#### [Written instruction]
Wherever a line below holds the word "styles", copy that line.

#### [Recorded information]
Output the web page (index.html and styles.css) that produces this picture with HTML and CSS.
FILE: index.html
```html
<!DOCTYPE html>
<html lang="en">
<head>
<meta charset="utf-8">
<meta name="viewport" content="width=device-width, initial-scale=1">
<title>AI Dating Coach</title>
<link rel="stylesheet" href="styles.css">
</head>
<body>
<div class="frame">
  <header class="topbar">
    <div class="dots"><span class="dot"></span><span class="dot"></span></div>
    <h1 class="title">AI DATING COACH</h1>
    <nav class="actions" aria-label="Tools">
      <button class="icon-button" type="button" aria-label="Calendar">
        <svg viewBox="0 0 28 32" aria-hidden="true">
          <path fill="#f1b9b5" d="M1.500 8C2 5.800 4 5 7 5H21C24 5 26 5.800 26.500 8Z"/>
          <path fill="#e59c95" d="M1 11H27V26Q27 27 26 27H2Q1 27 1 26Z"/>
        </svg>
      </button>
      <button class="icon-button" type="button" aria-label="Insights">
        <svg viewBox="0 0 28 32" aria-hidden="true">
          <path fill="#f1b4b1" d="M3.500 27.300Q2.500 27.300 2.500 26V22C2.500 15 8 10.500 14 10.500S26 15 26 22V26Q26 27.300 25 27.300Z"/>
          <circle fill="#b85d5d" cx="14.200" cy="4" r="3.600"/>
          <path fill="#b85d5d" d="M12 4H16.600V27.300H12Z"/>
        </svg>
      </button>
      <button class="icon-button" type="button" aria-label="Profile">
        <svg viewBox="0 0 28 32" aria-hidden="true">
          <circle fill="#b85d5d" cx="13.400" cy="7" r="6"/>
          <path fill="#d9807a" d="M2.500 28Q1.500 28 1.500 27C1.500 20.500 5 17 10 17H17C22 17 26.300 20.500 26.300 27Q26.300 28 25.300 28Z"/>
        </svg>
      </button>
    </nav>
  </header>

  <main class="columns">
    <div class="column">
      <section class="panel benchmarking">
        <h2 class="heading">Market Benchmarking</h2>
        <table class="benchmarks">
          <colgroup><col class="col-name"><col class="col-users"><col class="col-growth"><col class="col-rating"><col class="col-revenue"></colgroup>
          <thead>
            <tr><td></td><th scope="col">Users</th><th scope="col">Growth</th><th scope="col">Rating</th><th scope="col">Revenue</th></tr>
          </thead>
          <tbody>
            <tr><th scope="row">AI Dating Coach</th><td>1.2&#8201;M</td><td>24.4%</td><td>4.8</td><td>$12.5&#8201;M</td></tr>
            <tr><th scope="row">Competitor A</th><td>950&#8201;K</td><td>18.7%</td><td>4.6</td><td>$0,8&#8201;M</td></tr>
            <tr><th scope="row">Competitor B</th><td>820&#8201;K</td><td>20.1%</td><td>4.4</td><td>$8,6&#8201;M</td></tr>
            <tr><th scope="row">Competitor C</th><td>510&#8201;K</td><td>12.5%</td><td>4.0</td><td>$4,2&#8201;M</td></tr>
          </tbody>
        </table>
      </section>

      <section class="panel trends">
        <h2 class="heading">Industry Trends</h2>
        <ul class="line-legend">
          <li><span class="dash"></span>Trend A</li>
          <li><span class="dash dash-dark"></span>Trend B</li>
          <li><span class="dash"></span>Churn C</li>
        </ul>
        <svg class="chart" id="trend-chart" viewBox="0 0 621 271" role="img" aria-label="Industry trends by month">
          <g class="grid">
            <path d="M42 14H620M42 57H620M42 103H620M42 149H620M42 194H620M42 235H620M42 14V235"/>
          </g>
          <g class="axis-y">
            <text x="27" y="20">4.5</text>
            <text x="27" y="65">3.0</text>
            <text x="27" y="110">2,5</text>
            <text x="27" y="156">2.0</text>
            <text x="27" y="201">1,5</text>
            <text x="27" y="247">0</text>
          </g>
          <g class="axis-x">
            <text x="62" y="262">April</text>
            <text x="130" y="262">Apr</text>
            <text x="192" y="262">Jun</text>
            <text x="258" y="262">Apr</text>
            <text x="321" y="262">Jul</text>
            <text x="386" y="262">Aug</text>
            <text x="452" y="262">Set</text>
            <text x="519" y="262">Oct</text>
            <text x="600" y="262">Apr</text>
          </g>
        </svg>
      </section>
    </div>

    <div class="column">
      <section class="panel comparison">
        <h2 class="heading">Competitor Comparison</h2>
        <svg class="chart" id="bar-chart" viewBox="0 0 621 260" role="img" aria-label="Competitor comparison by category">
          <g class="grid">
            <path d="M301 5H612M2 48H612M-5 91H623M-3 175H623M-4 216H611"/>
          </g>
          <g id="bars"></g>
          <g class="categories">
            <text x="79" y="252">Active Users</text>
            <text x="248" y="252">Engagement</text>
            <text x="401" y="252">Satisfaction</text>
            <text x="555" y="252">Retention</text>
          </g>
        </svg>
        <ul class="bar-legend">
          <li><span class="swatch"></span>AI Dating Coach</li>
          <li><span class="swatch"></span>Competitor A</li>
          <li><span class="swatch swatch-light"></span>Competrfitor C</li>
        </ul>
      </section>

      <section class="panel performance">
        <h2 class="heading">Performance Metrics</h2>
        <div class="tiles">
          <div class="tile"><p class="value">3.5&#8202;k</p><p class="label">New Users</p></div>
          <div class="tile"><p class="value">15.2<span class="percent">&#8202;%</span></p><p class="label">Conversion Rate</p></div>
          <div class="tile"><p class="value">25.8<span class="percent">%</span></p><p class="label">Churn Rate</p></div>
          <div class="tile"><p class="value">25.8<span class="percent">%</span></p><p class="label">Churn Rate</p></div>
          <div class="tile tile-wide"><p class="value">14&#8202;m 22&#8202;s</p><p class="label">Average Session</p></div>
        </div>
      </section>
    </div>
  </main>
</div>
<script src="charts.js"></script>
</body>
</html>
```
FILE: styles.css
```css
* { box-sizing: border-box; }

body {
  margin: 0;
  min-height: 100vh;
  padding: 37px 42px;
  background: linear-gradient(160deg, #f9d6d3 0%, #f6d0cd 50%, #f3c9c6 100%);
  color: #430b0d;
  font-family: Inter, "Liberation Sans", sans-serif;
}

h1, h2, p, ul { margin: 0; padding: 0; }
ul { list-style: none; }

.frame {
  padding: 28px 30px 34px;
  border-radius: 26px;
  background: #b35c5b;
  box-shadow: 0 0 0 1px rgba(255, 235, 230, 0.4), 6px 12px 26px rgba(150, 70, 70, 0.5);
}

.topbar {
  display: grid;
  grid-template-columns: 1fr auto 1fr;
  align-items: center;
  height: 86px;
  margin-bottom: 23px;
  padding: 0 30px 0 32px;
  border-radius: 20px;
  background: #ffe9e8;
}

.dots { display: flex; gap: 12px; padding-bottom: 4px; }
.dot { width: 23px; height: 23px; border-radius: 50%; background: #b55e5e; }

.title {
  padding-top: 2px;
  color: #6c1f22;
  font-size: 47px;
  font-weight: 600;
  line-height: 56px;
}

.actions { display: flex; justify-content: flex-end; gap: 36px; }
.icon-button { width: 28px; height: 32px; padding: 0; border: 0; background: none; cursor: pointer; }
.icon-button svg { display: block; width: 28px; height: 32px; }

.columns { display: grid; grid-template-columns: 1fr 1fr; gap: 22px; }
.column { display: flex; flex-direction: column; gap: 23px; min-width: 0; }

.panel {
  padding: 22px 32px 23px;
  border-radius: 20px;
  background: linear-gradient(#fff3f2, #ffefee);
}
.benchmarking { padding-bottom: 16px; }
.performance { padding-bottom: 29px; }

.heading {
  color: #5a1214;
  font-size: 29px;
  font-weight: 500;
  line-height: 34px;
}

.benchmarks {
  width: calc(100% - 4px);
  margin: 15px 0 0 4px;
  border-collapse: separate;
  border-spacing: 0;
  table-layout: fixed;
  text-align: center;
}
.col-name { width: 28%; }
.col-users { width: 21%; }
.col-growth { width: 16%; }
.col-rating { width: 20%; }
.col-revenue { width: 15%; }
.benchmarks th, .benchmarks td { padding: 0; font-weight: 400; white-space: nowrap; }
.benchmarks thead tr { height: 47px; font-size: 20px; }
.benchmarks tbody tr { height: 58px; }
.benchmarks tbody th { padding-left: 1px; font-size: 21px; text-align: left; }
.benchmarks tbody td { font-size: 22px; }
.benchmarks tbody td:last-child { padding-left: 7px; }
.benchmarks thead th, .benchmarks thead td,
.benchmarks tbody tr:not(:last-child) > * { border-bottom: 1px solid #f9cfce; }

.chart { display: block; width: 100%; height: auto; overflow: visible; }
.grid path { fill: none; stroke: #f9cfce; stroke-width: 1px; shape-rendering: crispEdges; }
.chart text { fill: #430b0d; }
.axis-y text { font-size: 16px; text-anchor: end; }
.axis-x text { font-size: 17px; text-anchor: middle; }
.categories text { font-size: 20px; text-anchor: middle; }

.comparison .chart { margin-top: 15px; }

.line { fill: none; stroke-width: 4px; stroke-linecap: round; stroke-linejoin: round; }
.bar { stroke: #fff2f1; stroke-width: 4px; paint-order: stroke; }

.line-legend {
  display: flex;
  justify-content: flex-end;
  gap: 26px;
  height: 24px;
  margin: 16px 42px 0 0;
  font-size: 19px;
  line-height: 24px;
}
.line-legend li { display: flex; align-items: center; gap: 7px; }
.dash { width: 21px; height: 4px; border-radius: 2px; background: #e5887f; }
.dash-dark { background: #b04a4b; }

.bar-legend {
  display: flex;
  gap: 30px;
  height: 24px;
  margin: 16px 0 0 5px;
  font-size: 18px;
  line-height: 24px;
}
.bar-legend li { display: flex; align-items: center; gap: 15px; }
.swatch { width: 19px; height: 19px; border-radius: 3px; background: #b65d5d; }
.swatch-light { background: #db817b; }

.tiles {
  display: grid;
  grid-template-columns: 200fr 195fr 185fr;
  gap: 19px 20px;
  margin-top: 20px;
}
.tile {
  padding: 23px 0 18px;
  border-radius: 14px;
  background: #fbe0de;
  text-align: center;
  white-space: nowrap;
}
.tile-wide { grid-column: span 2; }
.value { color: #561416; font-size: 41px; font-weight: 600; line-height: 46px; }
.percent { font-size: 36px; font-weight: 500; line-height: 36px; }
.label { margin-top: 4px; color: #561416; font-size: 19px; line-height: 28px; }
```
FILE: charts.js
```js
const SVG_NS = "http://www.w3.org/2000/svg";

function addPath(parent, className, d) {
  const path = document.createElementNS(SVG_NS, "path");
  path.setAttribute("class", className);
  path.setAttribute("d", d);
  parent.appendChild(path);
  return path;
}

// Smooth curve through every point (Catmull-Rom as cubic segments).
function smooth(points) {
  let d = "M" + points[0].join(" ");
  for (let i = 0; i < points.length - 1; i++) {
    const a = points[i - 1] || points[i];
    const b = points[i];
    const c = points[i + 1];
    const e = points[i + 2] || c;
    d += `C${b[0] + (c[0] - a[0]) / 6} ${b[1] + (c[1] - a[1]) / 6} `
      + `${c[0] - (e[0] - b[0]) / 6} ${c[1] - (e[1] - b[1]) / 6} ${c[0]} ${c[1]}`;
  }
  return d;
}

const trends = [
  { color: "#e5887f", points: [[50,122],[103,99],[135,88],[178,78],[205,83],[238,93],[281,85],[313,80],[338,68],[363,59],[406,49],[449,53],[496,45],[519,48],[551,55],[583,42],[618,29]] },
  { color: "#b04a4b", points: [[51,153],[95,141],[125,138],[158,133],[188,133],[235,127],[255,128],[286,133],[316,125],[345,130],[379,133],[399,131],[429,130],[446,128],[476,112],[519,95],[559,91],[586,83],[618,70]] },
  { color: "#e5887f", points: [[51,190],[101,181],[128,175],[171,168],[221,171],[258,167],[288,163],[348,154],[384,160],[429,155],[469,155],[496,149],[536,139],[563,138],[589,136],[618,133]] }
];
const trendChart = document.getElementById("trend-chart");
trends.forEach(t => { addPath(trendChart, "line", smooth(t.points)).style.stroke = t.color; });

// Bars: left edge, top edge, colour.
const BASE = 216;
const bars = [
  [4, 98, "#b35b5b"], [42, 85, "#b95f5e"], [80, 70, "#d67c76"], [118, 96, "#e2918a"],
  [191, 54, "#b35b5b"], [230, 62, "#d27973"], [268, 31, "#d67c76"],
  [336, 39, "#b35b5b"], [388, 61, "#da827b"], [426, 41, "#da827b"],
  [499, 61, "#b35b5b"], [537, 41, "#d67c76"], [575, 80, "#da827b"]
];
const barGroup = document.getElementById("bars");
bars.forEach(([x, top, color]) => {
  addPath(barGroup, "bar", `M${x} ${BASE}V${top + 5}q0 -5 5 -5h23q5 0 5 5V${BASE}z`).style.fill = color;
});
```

#### [Expected answer]
Output the web page (index.html and styles.css) that produces this picture with HTML and CSS.
<link rel="stylesheet" href="styles.css">
FILE: styles.css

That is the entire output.